» SOURCE RECORDS:
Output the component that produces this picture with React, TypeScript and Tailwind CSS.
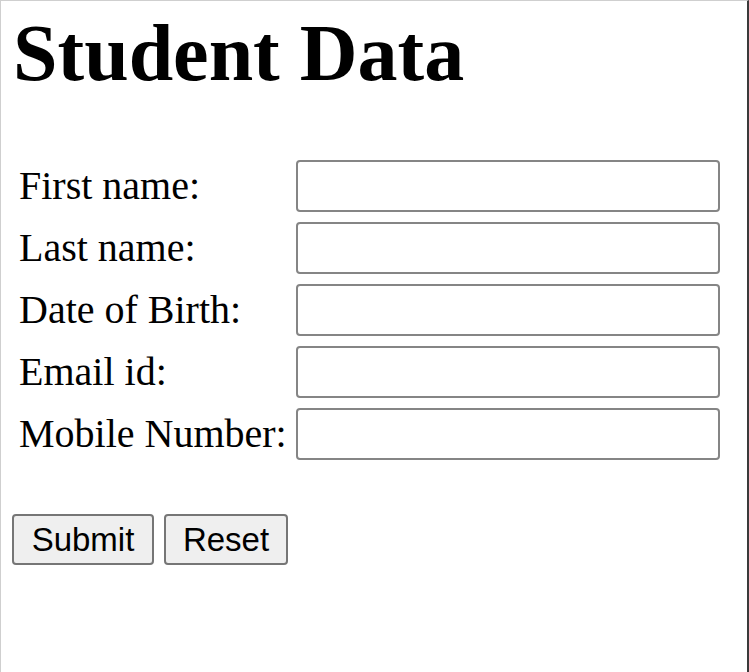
import React from 'react'

const fields = ['First name:', 'Last name:', 'Date of Birth:', 'Email id:', 'Mobile Number:']

function Field({ label }: { label: string }) {
    return (
        <div className='flex items-center h-[52px]'>
            <label className='w-[295px] shrink-0 pl-[18px] text-[40px] leading-[46px] whitespace-nowrap'>{label}</label>
            <input
                type='text'
                className='w-[424px] shrink-0 h-[52px] border-2 border-[#858585] rounded-[4px] bg-white outline-none'
            />
        </div>
    )
}

export default function App() {
    return (
        <div className='w-[749px] h-[672px] bg-white text-black border-t border-l border-t-[#cfcfcf] border-l-[#cfcfcf] border-r-2 border-r-[#3a3a3a] overflow-hidden'
            style={{ fontFamily: '"Liberation Serif", "Times New Roman", serif' }}>
            <h1 className='mt-[8px] ml-[12px] text-[80px] font-bold leading-[88px]'>Student Data</h1>

            <form className='mt-[63px] flex flex-col gap-[10px]'>
                {fields.map((f) => (
                    <Field key={f} label={f} />
                ))}

                <div className='flex gap-[10px] ml-[11px] mt-[44px]'
                    style={{ fontFamily: '"Liberation Sans", Arial, sans-serif' }}>
                    <button type='submit' className='w-[142px] h-[51px] bg-[#efefef] border-2 border-[#767676] rounded-[4px] text-[33px] leading-none'>
                        Submit
                    </button>
                    <button type='reset' className='w-[124px] h-[51px] bg-[#efefef] border-2 border-[#767676] rounded-[4px] text-[33px] leading-none'>
                        Reset
                    </button>
                </div>
            </form>
        </div>
    )
}
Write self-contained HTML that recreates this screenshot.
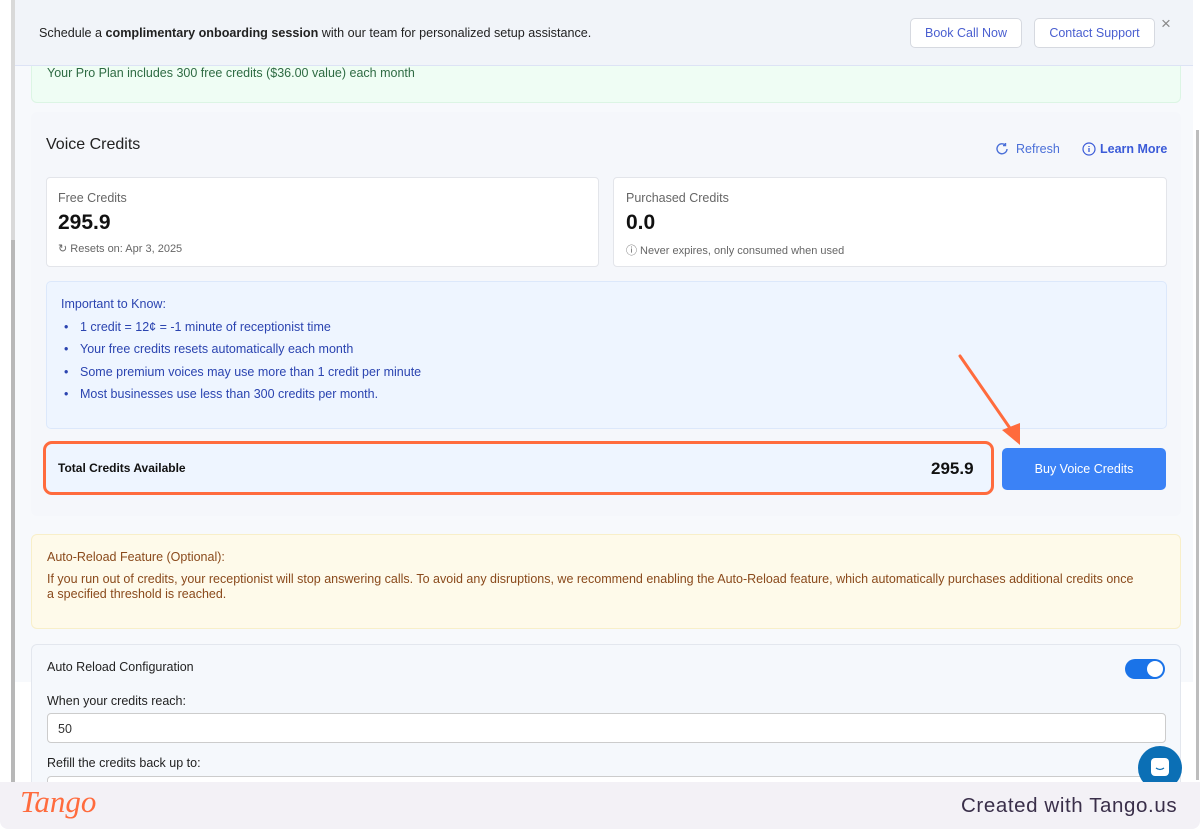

» WHAT THE EXERCISE ASKS: Return only the lines running from the start of the entries above to the line that contains "const fields = ['First", inclusive, and omit every picture.

» RESPONSE TO THIS TASK:
Output the component that produces this picture with React, TypeScript and Tailwind CSS.
import React from 'react'

const fields = ['First name:', 'Last name:', 'Date of Birth:', 'Email id:', 'Mobile Number:']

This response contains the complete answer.